There’s scope for making a marriage your own and eschewing patriarchal norms in the way in which you live your married life, of course, but it’s harder than it looks. Let’s start with the wedding. It’s full of gender-specific traditions: from the act of being walked down the aisles and handed over to the white dress and, usually, the male-only speakers at the reception.

Then there’s the marriage itself. According to a study by the European Social Survey, women still perform 70 percent of all housework, and perform two thirds of it even when they work full time. So much for making marriage what you will: falling into gender roles seems to be difficult to avoid, despite the best of intentions.

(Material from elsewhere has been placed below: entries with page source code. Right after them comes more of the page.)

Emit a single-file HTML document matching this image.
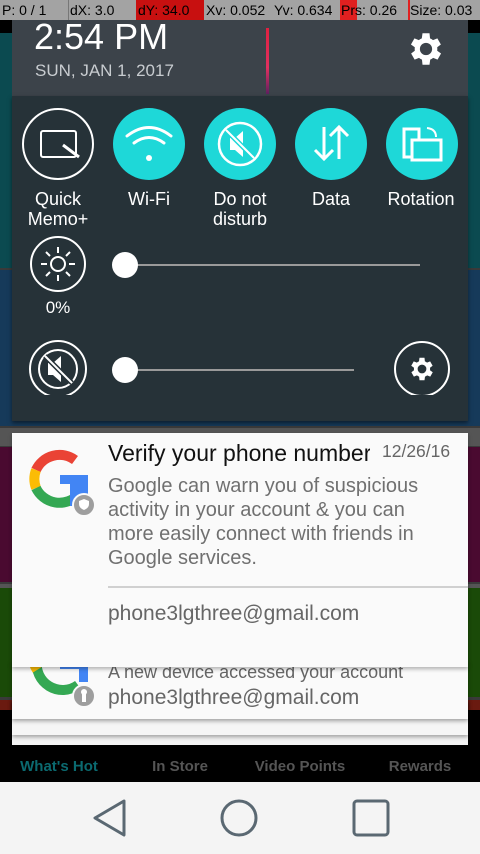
<!DOCTYPE html>
<html><head><meta charset="utf-8"><style>
*{margin:0;padding:0;box-sizing:border-box}
body{width:480px;height:854px;overflow:hidden;position:relative;background:#3a3a3a;font-family:"Liberation Sans",sans-serif}
.a{position:absolute}
.lbl{color:#fff;font-size:18px;text-align:center;line-height:20px;width:90px}
</style></head><body>
<div class="a" style="left:0;top:20px;width:480px;height:13px;background:#000"></div>
<div class="a" style="left:0;top:33px;width:480px;height:235px;background:#0b4a50"></div>
<div class="a" style="left:0;top:270px;width:480px;height:156px;background:#163a5a"></div>
<div class="a" style="left:0;top:428px;width:480px;height:18px;background:#555"></div>
<div class="a" style="left:0;top:447px;width:480px;height:135px;background:#4a0a30"></div>
<div class="a" style="left:0;top:584px;width:480px;height:4px;background:#555"></div>
<div class="a" style="left:0;top:588px;width:480px;height:109px;background:#1a4a08"></div>
<div class="a" style="left:0;top:700px;width:480px;height:10px;background:#6a1a10"></div>
<div class="a" style="left:0;top:710px;width:480px;height:72px;background:#000"></div>
<div class="a" style="left:0;top:758px;width:118px;text-align:center;color:#0b6a70;font-size:15px;font-weight:bold">What's Hot</div>
<div class="a" style="left:120px;top:758px;width:120px;text-align:center;color:#555;font-size:15px;font-weight:bold">In Store</div>
<div class="a" style="left:240px;top:758px;width:120px;text-align:center;color:#555;font-size:15px;font-weight:bold">Video Points</div>
<div class="a" style="left:360px;top:758px;width:120px;text-align:center;color:#555;font-size:15px;font-weight:bold">Rewards</div>
<div class="a" style="left:0;top:782px;width:480px;height:72px;background:#f4f4f4"></div>
<svg class="a" style="left:0;top:782px" width="480" height="72">
<path d="M124 19 L95 36 L124 53 Z" fill="none" stroke="#5a6872" stroke-width="3" stroke-linejoin="round"/>
<circle cx="239" cy="36" r="17" fill="none" stroke="#5a6872" stroke-width="3"/>
<rect x="354" y="19" width="34" height="34" rx="3" fill="none" stroke="#5a6872" stroke-width="3"/>
</svg>
<div class="a" style="left:0;top:0;width:480px;height:20px;background:#a3a3a3;font-size:14px;line-height:20px;color:#000">
<span class="a" style="left:2px">P: 0 / 1</span>
<span class="a" style="left:68px;width:1px;height:20px;background:#777"></span>
<span class="a" style="left:70px">dX: 3.0</span>
<span class="a" style="left:136px;width:68px;height:20px;background:#c81010"></span>
<span class="a" style="left:138px">dY: 34.0</span>
<span class="a" style="left:206px">Xv: 0.052</span>
<span class="a" style="left:274px">Yv: 0.634</span>
<span class="a" style="left:340px;width:17px;height:20px;background:#e02020"></span>
<span class="a" style="left:341px">Prs: 0.26</span>
<span class="a" style="left:408px;width:2px;height:20px;background:#e02020"></span>
<span class="a" style="left:410px">Size: 0.03</span>
</div>
<div class="a" style="left:12px;top:20px;width:456px;height:76px;background:#3c434a"></div>
<div class="a" style="left:34px;top:16px;color:#fff;font-size:36px">2:54 PM</div>
<div class="a" style="left:35px;top:61px;color:#c8ccd0;font-size:17px">SUN, JAN 1, 2017</div>
<div class="a" style="left:266px;top:28px;width:3px;height:66px;background:linear-gradient(#e02040,#e03060 60%,#602060)"></div>
<svg class="a" style="left:405px;top:28px" width="42" height="42" viewBox="0 0 24 24"><path fill="#fff" d="M19.4 13a7.5 7.5 0 000-2l2.1-1.6-2-3.5-2.5 1a7 7 0 00-1.7-1L15 3h-4l-.4 2.9a7 7 0 00-1.7 1l-2.5-1-2 3.5L6.6 11a7.5 7.5 0 000 2l-2.1 1.6 2 3.5 2.5-1a7 7 0 001.7 1L11 21h4l.4-2.9a7 7 0 001.7-1l2.5 1 2-3.5zM13 15.5a3.5 3.5 0 110-7 3.5 3.5 0 010 7z" transform="translate(-1 0)"/></svg>
<div class="a" style="left:12px;top:96px;width:456px;height:325px;background:#263238;box-shadow:0 2px 4px rgba(0,0,0,.5)"></div>
<svg class="a" style="left:0;top:95px" width="480" height="300">
<g fill="none" stroke="#fff" stroke-width="2">
<circle cx="58" cy="49" r="35"/>
<rect x="41" y="36" width="35" height="26" rx="2"/><path d="M63 50 L79 62" stroke-width="3"/>
</g>
<circle cx="149" cy="49" r="36" fill="#1ed8d8"/>
<circle cx="240" cy="49" r="36" fill="#1ed8d8"/>
<circle cx="331" cy="49" r="36" fill="#1ed8d8"/>
<circle cx="422" cy="49" r="36" fill="#1ed8d8"/>
<g fill="none" stroke="#fff" stroke-width="3" stroke-linecap="round">
<path d="M127 41 Q149 24 171 41"/><path d="M134 48 Q149 37 164 48"/>
</g>
<circle cx="149" cy="63" r="3" fill="#fff"/>
<circle cx="240" cy="49" r="21" fill="none" stroke="#fff" stroke-width="2.5"/>
<path d="M230 43 h5 l8 -7 v26 l-8 -7 h-5z" fill="#fff"/>
<path d="M226 35 L254 63" stroke="#1ed8d8" stroke-width="5"/><path d="M226 35 L254 63" stroke="#fff" stroke-width="2"/>
<g stroke="#fff" stroke-width="3" fill="none"><path d="M324 32 V64 M315 55 L324 64 L333 55"/><path d="M339 64 V32 M330 41 L339 32 L348 41"/></g>
<g stroke="#fff" stroke-width="3" fill="none"><path d="M412 62 H404 V34 H419 V45"/><rect x="412" y="45" width="29" height="20"/><path d="M427 33 Q436 34 436 42" stroke-width="2"/></g>
<circle cx="58" cy="169" r="27" fill="none" stroke="#fff" stroke-width="2"/>
<circle cx="58" cy="169" r="7" fill="none" stroke="#fff" stroke-width="2"/>
<g stroke="#fff" stroke-width="2"><path d="M58 152v6M58 180v6M41 169h6M69 169h6M46 157l4 4M66 177l4 4M70 157l-4 4M50 177l-4 4"/></g>
<line x1="125" y1="170" x2="420" y2="170" stroke="#9a9a9a" stroke-width="2"/>
<circle cx="125" cy="170" r="13" fill="#fff"/>
<circle cx="58" cy="274" r="28" fill="none" stroke="#fff" stroke-width="2"/>
<circle cx="58" cy="274" r="19" fill="none" stroke="#fff" stroke-width="2"/>
<path d="M48 268 h5 l8 -7 v26 l-8 -7 h-5z" fill="#fff"/>
<path d="M45 261 L72 288" stroke="#263238" stroke-width="5"/><path d="M45 261 L72 288" stroke="#fff" stroke-width="2"/>
<line x1="125" y1="275" x2="354" y2="275" stroke="#9a9a9a" stroke-width="2"/>
<circle cx="125" cy="275" r="13" fill="#fff"/>
<circle cx="422" cy="274" r="27" fill="none" stroke="#fff" stroke-width="2"/>
<g transform="translate(407 259) scale(1.25)"><path fill="#fff" d="M19.4 13a7.5 7.5 0 000-2l2.1-1.6-2-3.5-2.5 1a7 7 0 00-1.7-1L15 3h-4l-.4 2.9a7 7 0 00-1.7 1l-2.5-1-2 3.5L6.6 11a7.5 7.5 0 000 2l-2.1 1.6 2 3.5 2.5-1a7 7 0 001.7 1L11 21h4l.4-2.9a7 7 0 001.7-1l2.5 1 2-3.5zM13 15.5a3.5 3.5 0 110-7 3.5 3.5 0 010 7z" transform="translate(-1 0)"/></g>
</svg>
<div class="a lbl" style="left:13px;top:189px">Quick<br>Memo+</div>
<div class="a lbl" style="left:104px;top:189px">Wi-Fi</div>
<div class="a lbl" style="left:195px;top:189px">Do not<br>disturb</div>
<div class="a lbl" style="left:286px;top:189px">Data</div>
<div class="a lbl" style="left:376px;top:189px">Rotation</div>
<div class="a lbl" style="left:13px;top:298px;font-size:17px">0%</div>
<div class="a" style="left:12px;top:700px;width:456px;height:45px;background:#f4f4f4;box-shadow:0 2px 3px rgba(0,0,0,.4)"></div>
<div class="a" style="left:12px;top:700px;width:456px;height:35px;background:#f6f6f6;box-shadow:0 2px 4px rgba(0,0,0,.35)"></div>
<div class="a" style="left:12px;top:660px;width:456px;height:59px;background:#fafafa;box-shadow:0 2px 4px rgba(0,0,0,.35);overflow:hidden">
<div class="a" style="left:96px;top:2px;color:#666;font-size:18px">A new device accessed your account</div>
<div class="a" style="left:96px;top:26px;color:#666;font-size:21px">phone3lgthree@gmail.com</div>
</div>
<svg class="a" style="left:28px;top:620px" width="70" height="90"><g fill="none" stroke-width="10"><path d="M9 40 A26 26 0 0 0 50 65" stroke="#34a853"/><path d="M5 36 A26 26 0 0 0 9 50" stroke="#fbbc05"/></g><rect x="32" y="40" width="28" height="9" fill="#4285f4"/><path d="M51 40 h9 v22 h-9z" fill="#4285f4"/><circle cx="56" cy="76" r="11" fill="#9e9e9e" stroke="#fafafa" stroke-width="2"/><rect x="54" y="73" width="4" height="9" fill="#fff"/><circle cx="56" cy="72" r="3" fill="#fff"/></svg>
<div class="a" style="left:12px;top:433px;width:456px;height:234px;background:#fafafa;box-shadow:0 2px 4px rgba(0,0,0,.3)"></div>
<svg class="a" style="left:28px;top:448px" width="70" height="70"><g fill="none" stroke-width="10"><path d="M47 12 A26 26 0 0 0 8 22" stroke="#ea4335"/><path d="M8 22 A26 26 0 0 0 8 40" stroke="#fbbc05"/><path d="M8 40 A26 26 0 0 0 50 47" stroke="#34a853"/></g><path d="M32 27 h28 v9 h-9 v22 h-9 v-22 h-10z" fill="#4285f4"/><path d="M51 28 h9 v26 h-9z" fill="#4285f4"/><circle cx="56" cy="57" r="11" fill="#9e9e9e" stroke="#fafafa" stroke-width="2"/><path d="M51 53 l5 -2 5 2 v3 q0 4 -5 6 q-5 -2 -5 -6z" fill="#fff"/></svg>
<div class="a" style="left:108px;top:440px;width:262px;color:#111;font-size:23px;white-space:nowrap;overflow:hidden">Verify your phone number</div>
<div class="a" style="left:382px;top:441px;color:#666;font-size:17.5px">12/26/16</div>
<div class="a" style="left:108px;top:474px;width:350px;color:#707070;font-size:20px;line-height:24px">Google can warn you of suspicious<br>activity in your account &amp; you can<br>more easily connect with friends in<br>Google services.</div>
<div class="a" style="left:108px;top:586px;width:360px;height:2px;background:#d0d0d0"></div>
<div class="a" style="left:108px;top:602px;color:#666;font-size:21px">phone3lgthree@gmail.com</div>
</body></html>
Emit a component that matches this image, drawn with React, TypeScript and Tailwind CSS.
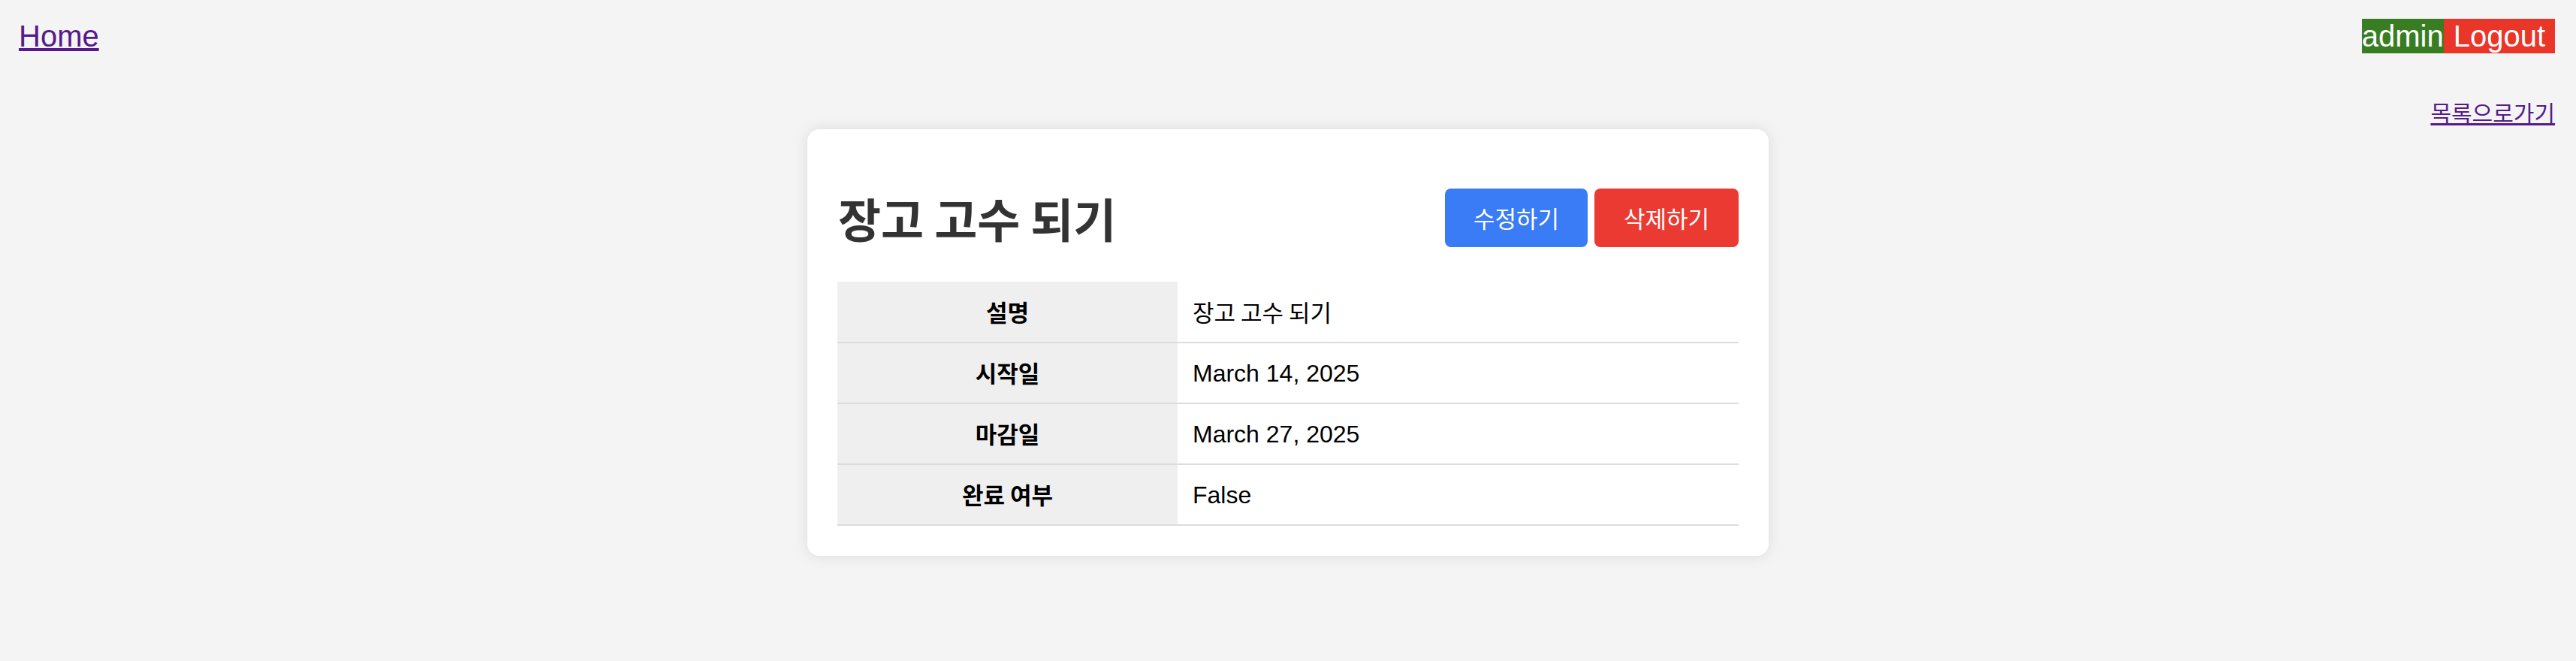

When it’s so hard for heterosexual couples to escape external expectations of marriage and its attendant roles, it puts pressure on the couple either to capitulate to them or to rebut them strongly. Either is an infringement of autonomy and equality.

The fact is that marriage itself is a paradox. On the one hand, it’s been a constant throughout history and exists in some form across most cultures. It’s undeniably steeped in tradition and is inherently conservative. On the other hand, it’s been consistently mutable; in the western world at least it is accepted that marriage will be a partnership of choice and it will be based on love, whereas historically it would be based on material matters or dynastic concerns.

Now we’ve legalised same-sex marriage and it has become an unstoppable wave of change that is sweeping across the world. Marriage manages to be both ancient and modern simultaneously. If history has taught us anything, it’s that marriage will continue to change. And now, given this upward momentum, it looks likely that other types of relationships will be joining its ranks – or rivalling it – in the future.